**Exercise goal**
Find the word "image" in the material below and gather every line that contains it.

# start of Task input

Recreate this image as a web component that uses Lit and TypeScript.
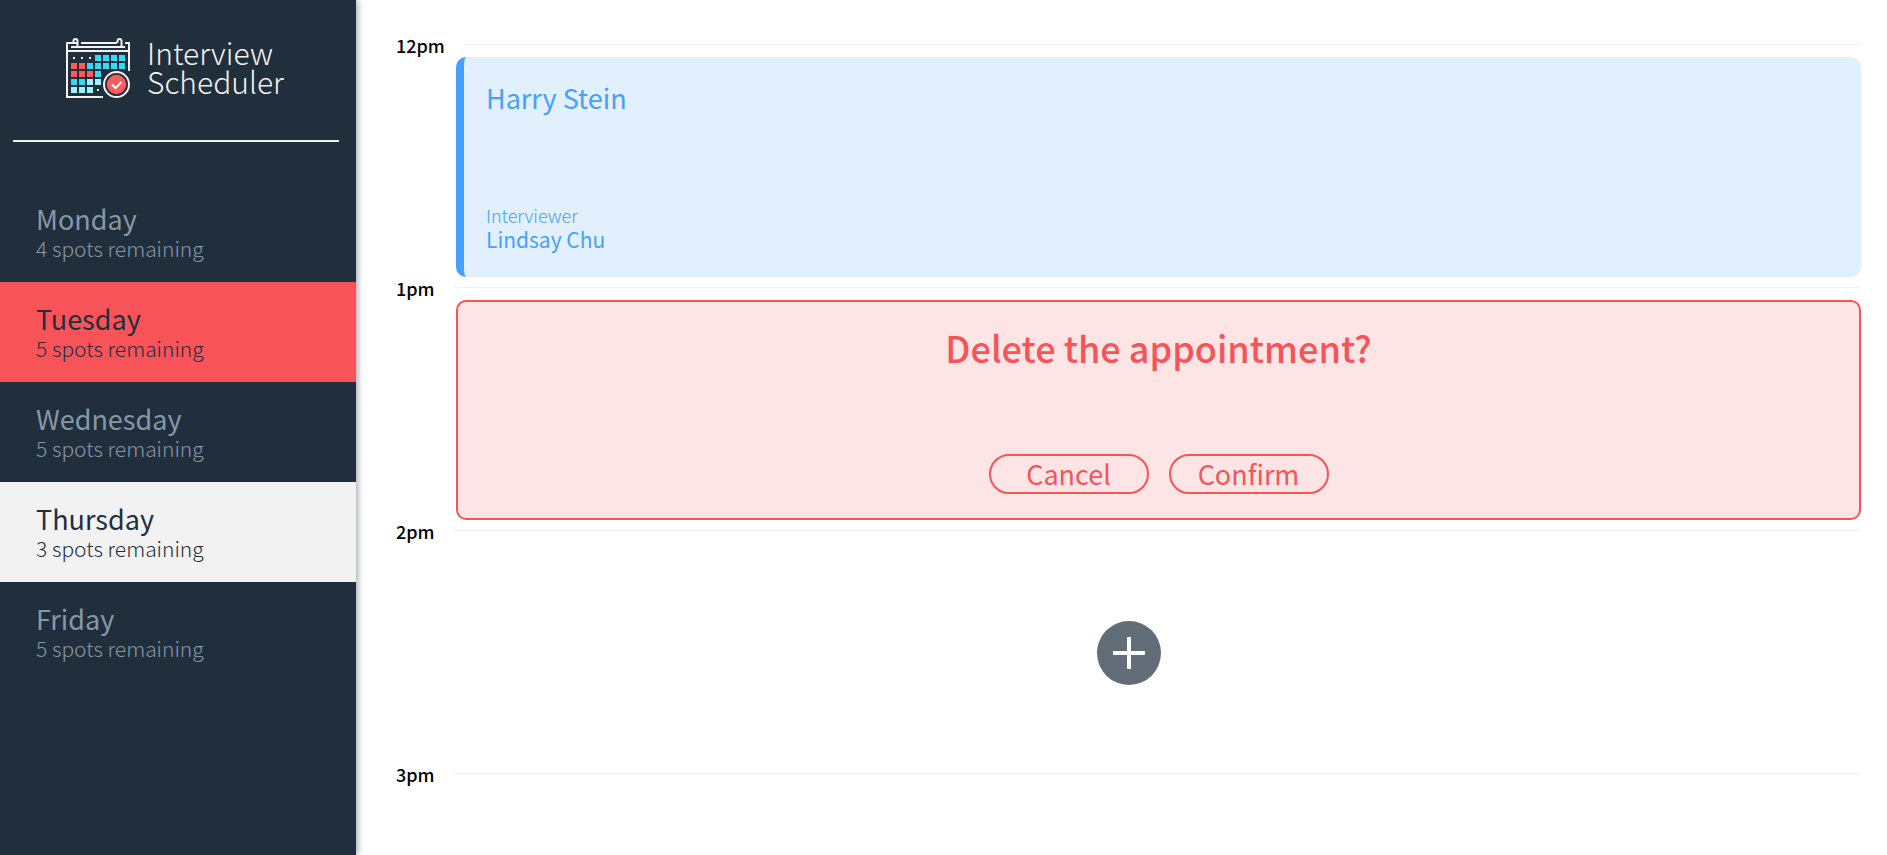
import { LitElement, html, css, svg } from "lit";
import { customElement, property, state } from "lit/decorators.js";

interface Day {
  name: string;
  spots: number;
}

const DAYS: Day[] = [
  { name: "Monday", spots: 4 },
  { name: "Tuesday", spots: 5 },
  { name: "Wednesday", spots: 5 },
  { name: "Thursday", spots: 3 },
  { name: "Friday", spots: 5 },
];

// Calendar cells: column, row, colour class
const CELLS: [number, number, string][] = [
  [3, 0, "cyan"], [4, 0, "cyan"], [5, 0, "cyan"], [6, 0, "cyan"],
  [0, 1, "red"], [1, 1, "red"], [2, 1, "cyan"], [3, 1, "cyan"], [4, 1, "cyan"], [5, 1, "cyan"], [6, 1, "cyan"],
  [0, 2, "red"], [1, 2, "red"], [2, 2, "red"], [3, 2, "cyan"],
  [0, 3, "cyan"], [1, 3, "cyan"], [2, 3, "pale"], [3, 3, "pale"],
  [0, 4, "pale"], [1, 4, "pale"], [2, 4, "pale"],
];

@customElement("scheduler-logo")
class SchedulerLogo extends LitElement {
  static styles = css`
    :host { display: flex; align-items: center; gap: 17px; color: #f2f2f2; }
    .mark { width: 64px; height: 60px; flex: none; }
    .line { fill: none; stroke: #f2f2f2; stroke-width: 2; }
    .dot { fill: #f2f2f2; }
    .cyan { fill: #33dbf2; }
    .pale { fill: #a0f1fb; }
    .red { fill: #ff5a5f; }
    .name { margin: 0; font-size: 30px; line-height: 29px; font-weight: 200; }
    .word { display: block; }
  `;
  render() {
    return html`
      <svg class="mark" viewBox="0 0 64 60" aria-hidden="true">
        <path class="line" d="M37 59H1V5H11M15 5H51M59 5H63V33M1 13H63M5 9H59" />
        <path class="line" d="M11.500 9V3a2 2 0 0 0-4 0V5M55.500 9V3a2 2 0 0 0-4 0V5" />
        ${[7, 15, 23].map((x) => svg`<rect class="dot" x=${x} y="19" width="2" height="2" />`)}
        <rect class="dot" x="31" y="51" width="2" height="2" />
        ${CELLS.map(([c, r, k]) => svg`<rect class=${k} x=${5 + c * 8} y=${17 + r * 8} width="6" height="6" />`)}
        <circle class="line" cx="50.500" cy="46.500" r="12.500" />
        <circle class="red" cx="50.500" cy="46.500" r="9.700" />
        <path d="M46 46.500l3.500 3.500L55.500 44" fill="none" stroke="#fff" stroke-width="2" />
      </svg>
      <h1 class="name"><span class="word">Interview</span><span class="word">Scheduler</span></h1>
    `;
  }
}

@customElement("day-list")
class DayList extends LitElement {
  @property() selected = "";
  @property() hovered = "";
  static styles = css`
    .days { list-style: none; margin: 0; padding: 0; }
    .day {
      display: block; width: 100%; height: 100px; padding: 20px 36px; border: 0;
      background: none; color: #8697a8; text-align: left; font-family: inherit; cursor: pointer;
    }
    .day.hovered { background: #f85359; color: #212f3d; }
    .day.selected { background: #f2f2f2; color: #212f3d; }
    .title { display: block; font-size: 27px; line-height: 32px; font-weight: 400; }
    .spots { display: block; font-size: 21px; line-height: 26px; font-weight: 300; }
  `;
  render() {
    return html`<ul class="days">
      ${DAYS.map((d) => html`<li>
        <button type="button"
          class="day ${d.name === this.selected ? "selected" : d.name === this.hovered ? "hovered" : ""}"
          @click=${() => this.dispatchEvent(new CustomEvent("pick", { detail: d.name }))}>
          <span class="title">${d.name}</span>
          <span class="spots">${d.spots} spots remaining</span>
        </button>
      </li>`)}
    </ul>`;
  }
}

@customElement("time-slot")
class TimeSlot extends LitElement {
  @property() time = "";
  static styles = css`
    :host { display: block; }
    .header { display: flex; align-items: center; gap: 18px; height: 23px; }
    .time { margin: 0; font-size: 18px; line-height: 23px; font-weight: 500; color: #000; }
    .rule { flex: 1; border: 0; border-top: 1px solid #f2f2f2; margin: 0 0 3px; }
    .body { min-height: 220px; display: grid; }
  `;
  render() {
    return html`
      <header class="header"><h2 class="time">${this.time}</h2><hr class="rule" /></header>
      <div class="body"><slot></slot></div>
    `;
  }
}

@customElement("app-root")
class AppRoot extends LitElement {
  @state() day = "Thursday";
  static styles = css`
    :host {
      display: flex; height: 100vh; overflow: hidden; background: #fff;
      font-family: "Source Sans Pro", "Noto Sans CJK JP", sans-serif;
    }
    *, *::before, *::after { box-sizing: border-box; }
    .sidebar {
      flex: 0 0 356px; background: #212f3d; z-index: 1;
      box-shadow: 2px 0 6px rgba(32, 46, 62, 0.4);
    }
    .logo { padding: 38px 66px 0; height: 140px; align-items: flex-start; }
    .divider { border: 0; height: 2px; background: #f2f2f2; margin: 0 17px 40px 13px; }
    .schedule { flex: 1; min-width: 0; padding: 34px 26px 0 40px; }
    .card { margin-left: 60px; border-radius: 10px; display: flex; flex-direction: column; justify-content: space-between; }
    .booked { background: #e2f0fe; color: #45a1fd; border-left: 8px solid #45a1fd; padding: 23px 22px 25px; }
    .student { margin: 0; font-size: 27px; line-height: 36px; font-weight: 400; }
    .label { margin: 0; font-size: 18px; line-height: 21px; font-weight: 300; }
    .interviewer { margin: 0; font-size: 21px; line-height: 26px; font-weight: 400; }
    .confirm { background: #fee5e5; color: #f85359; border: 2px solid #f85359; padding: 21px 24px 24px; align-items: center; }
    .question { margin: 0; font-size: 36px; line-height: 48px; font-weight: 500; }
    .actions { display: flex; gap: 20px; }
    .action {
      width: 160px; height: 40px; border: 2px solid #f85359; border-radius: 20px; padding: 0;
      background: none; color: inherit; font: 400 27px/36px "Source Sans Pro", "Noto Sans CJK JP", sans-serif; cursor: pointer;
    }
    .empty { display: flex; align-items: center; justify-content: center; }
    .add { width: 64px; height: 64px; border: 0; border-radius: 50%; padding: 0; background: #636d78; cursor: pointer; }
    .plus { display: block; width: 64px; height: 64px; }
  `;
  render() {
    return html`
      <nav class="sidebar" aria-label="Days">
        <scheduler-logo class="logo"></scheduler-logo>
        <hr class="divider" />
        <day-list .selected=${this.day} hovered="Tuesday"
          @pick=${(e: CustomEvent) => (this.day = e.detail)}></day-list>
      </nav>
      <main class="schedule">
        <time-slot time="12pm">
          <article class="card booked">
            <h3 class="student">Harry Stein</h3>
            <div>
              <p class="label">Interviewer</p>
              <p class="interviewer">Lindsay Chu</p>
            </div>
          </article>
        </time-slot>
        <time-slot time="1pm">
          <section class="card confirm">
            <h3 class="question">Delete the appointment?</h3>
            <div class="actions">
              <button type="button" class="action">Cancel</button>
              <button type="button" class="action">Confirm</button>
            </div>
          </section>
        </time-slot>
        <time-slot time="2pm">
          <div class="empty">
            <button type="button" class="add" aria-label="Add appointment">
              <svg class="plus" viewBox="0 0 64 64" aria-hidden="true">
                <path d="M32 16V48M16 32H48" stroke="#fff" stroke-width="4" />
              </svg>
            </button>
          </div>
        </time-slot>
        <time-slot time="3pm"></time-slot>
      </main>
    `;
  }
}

# end of Task input
# start of Task input

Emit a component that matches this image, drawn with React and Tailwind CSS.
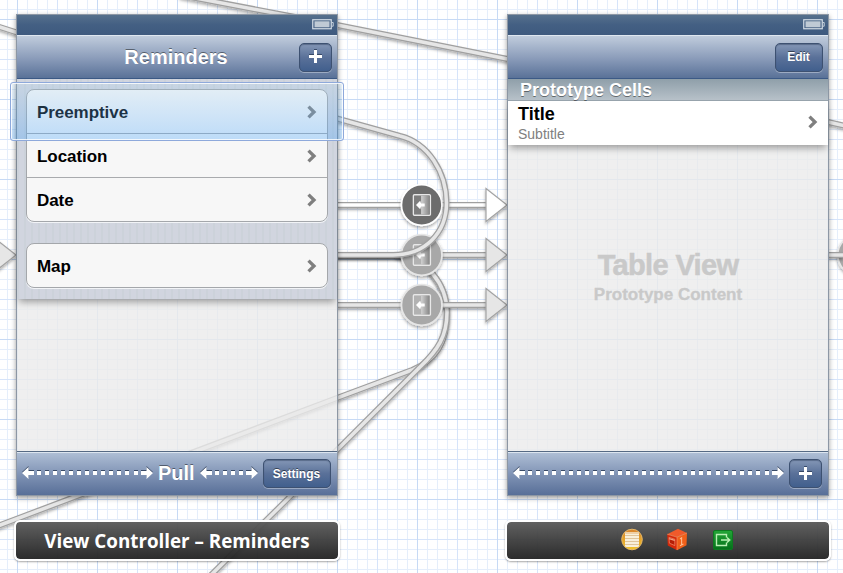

# end of Task input

**Answer to this problem**
Recreate this image as a web component that uses Lit and TypeScript.
Emit a component that matches this image, drawn with React and Tailwind CSS.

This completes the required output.